The film’s main departure from the genre it borrows from exists in the character of Nicole, where we finally see a female lead that need not be quirky, or charmingly awkward, but simply ordinary and never boring. Played by Julianne Cote with perfect reticence and apathy, Nicole reads like a live-action Daria, a comparison that feels uncomfortably clear in a scene where a baseball comes flying toward Nicole, her best friend Veronique and band member JF with the cry “duck”, only to see Nicole sit unflinching as the others hide, and to continue sitting indifferently when the ball flies through the bleachers and lands on the ground behind her. Where this film is refreshing is the absence of the self-entitled, anxiety-riddled but ultimately lovable heroine of most slacker films, who shirks all responsibility and demands only a day-to-day diet of fun exchanges and self-discovery. Nicole does not fit this mould – she is assured, as we see from a sexual encounter early in the film: “When will I see you again?”, “What for?”, “For fun”, “This was fun” – and is the most responsible figure in the film, mending pant cuffs and mowing the lawn. Her friendship with best friend Veronique has strong echoes of Ghost World, and the story arc with love interest JF teases but is ultimately frank.

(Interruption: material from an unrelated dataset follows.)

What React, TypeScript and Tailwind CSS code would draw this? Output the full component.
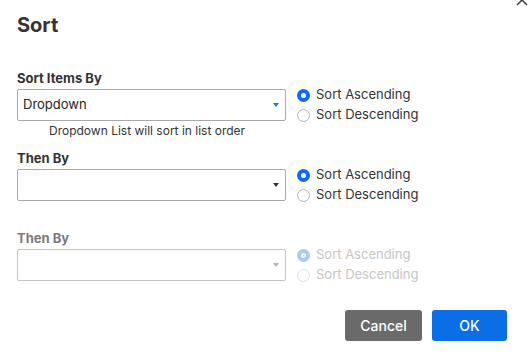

What defines this film and Nicole’s growth, is not any particularly major crises, fights or moments, but simply the ordinary exchanges that populate her days, be it with her young admirer Martin or with a dad driving his new-born son around the neighbourhood trying to lull him to sleep. Nothing in the film is tied up neatly, or feels as if it adheres to a check-list for stories about maturing over the summer, but speaks instead to the importance of ordinary moments, of private embarrassments and unspoken frustrations in shaping a person’s life. In this lies the charm of Tu dors Nicole, that on a surface level ticks the boxes of what we want from a coming of age slacker film, but carries subversive undertones that ultimately critiques the genre it looks to and in doing so, adds something new to it.